— START OF Dataset —

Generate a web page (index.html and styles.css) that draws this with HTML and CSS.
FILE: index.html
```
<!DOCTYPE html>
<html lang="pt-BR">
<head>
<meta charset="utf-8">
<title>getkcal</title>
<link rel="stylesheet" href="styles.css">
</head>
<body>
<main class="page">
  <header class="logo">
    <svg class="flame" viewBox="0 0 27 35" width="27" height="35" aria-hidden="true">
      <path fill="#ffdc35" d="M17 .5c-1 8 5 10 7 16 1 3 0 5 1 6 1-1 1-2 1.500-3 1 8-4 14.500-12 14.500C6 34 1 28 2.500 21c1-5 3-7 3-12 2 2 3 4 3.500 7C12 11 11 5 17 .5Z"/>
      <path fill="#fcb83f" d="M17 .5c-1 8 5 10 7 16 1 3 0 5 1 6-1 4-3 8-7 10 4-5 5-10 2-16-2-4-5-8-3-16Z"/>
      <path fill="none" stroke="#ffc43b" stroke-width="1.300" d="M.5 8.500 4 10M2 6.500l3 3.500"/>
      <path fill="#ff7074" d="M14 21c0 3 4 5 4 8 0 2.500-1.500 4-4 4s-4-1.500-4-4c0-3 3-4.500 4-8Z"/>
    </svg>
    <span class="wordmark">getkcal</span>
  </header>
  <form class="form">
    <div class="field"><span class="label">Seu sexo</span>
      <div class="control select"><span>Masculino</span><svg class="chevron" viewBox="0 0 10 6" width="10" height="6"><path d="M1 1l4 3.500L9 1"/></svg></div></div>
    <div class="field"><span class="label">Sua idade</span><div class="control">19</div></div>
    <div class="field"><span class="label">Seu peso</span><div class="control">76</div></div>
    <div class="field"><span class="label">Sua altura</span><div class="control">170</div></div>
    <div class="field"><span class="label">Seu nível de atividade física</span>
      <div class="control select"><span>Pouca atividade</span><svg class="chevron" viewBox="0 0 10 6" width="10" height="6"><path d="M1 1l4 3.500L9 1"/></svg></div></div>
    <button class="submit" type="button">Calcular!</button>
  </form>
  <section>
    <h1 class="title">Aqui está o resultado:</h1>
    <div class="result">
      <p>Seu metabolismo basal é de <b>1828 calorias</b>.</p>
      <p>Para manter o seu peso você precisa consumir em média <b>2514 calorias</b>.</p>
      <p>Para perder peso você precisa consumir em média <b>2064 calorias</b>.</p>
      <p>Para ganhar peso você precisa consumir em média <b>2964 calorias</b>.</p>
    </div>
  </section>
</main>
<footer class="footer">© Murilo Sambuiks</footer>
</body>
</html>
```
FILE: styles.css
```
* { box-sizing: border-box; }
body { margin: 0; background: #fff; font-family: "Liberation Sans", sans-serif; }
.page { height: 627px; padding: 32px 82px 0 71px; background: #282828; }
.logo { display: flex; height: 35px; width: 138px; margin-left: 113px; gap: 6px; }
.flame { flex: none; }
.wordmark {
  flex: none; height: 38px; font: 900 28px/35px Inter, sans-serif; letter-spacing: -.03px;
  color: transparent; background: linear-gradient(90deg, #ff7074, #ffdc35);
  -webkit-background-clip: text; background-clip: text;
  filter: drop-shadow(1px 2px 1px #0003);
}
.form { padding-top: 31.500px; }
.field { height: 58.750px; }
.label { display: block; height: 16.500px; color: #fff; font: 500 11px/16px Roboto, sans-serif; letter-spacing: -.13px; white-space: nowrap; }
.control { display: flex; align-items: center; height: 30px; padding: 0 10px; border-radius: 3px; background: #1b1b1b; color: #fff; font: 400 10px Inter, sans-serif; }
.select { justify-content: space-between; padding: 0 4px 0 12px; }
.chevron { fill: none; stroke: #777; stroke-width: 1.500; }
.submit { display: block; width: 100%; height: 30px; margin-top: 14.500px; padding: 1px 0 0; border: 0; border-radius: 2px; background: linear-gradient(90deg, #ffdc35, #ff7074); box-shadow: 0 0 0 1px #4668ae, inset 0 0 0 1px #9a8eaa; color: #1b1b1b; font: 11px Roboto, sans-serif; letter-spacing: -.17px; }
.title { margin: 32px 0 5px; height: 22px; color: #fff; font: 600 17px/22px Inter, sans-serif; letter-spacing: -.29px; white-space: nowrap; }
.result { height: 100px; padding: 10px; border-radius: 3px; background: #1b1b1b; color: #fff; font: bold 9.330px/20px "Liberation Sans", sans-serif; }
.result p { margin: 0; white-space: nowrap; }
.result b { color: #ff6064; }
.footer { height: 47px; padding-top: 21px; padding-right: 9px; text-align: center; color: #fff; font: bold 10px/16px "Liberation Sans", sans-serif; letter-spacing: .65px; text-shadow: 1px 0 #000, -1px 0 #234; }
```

— END OF Dataset —
— START OF Dataset —

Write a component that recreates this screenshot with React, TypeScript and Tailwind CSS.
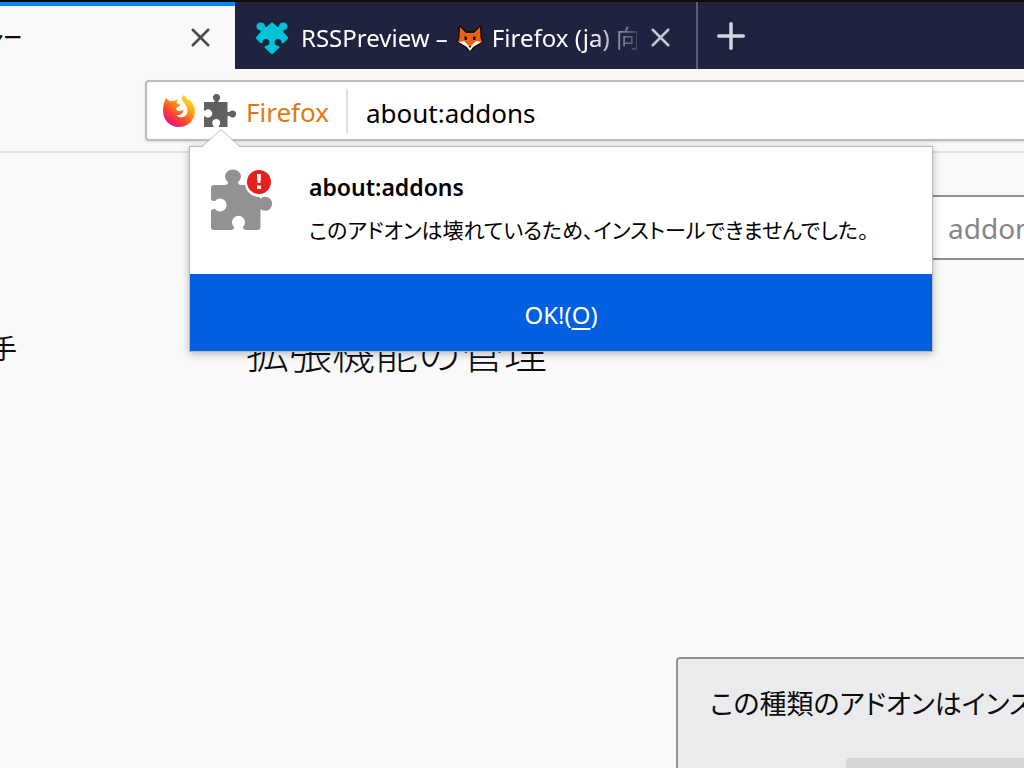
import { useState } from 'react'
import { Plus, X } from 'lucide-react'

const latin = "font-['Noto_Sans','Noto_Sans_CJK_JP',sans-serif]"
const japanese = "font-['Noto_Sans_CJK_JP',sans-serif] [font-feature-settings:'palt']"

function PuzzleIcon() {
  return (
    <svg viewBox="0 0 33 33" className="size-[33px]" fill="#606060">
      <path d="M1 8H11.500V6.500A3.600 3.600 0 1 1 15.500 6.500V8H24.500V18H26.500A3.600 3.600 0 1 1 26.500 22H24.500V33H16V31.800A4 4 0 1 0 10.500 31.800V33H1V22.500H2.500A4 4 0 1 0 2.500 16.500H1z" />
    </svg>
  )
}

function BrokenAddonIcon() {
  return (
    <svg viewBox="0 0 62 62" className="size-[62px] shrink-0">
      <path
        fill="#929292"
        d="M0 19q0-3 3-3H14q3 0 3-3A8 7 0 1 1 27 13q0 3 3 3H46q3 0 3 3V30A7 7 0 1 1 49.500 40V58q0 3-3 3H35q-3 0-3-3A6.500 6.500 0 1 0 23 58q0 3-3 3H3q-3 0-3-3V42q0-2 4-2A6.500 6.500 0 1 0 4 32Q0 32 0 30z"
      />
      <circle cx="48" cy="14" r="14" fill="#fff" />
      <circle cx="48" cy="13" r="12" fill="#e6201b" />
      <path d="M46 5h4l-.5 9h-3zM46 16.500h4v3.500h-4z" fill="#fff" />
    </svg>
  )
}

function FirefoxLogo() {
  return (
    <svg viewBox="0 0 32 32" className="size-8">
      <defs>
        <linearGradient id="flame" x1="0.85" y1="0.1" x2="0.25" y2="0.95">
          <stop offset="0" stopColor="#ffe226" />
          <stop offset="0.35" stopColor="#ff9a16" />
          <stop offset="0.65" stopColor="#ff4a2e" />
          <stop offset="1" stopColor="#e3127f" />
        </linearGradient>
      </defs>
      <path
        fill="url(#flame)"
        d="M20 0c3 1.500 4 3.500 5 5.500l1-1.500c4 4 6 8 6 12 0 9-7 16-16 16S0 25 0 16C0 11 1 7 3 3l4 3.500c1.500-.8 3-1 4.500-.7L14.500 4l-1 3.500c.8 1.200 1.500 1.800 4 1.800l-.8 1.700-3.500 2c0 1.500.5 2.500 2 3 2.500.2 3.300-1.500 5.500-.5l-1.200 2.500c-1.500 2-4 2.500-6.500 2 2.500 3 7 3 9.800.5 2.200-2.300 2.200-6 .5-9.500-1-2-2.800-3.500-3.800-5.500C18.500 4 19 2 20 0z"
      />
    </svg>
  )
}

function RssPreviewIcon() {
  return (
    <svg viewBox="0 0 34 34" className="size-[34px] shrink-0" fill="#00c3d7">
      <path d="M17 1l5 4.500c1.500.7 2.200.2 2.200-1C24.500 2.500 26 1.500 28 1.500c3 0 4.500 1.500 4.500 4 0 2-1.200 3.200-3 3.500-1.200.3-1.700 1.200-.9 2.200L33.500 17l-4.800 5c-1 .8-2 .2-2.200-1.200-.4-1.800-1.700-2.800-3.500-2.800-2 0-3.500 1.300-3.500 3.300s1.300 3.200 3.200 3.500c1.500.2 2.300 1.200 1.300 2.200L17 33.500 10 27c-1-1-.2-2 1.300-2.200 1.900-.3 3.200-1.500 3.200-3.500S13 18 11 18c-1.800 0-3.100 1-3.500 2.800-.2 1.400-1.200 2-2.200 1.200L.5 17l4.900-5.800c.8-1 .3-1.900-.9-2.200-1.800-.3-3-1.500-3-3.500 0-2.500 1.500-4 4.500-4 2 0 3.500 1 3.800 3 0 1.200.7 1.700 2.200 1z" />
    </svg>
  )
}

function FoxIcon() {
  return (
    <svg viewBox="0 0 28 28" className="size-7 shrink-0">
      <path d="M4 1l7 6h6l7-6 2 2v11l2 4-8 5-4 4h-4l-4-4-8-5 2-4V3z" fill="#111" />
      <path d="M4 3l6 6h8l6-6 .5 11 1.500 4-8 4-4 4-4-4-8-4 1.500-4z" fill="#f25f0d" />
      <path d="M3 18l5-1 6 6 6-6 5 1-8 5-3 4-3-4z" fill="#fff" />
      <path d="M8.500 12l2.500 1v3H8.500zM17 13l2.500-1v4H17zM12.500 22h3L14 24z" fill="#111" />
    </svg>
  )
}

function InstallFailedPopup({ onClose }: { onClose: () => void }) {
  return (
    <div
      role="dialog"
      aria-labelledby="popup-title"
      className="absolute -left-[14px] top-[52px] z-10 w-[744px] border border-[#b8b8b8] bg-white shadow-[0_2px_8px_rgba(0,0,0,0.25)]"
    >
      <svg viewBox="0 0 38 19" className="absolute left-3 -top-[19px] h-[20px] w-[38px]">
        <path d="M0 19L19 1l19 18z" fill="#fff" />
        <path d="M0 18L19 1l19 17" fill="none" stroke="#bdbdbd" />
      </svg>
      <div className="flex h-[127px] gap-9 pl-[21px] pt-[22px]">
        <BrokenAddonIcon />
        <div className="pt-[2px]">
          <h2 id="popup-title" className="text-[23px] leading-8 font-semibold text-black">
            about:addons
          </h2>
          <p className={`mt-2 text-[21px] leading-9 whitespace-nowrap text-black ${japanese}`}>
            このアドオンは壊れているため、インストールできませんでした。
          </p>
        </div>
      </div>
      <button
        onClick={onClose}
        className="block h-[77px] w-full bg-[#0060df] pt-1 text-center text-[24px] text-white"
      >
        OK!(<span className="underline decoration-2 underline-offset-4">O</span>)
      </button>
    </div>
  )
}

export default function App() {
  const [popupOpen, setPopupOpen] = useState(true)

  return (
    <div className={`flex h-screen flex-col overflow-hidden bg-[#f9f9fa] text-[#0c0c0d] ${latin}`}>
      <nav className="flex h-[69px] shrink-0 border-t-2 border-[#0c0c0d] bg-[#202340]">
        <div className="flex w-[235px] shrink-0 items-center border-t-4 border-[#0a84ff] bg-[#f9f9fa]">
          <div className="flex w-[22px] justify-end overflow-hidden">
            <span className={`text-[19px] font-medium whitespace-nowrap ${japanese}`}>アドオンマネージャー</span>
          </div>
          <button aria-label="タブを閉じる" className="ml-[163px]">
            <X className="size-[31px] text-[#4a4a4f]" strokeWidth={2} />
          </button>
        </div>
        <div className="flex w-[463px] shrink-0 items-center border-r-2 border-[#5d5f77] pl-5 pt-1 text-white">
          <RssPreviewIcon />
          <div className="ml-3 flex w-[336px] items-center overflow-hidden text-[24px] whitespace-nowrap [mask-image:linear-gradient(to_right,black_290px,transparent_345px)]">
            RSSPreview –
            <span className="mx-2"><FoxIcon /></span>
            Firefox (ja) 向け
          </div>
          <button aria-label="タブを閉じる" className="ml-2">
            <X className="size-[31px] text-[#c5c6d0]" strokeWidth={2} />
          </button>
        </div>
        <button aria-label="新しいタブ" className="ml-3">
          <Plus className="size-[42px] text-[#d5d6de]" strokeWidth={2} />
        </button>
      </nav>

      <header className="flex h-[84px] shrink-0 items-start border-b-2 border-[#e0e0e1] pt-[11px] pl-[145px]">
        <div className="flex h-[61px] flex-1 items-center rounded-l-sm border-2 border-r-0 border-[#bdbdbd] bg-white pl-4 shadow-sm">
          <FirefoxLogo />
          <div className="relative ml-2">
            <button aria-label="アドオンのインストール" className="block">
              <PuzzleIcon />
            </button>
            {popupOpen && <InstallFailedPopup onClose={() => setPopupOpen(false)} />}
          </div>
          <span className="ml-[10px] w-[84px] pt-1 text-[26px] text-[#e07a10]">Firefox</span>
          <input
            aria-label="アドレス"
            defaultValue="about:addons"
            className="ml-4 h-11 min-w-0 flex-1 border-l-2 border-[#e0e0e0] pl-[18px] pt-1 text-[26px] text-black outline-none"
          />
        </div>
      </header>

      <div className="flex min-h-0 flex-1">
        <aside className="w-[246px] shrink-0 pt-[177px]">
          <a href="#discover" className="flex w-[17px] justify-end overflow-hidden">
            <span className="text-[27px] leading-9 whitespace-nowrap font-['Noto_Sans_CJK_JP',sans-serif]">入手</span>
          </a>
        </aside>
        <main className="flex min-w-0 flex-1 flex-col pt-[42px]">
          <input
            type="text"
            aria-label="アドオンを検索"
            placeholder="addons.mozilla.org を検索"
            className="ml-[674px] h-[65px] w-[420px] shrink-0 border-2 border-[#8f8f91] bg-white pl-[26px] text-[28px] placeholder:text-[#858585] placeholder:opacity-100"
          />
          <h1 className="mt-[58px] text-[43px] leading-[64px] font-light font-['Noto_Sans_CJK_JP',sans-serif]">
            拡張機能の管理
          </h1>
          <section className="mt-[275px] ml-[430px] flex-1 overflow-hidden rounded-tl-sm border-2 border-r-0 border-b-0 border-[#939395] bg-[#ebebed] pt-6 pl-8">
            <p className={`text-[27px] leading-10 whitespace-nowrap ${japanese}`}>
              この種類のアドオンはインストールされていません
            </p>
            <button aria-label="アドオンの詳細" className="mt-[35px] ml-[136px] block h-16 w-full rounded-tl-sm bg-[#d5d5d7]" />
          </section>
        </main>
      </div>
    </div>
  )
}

— END OF Dataset —

[Work required] Which lines contain the word "styles"? Return each of them.

[Written reply]
Generate a web page (index.html and styles.css) that draws this with HTML and CSS.
<link rel="stylesheet" href="styles.css">
FILE: styles.css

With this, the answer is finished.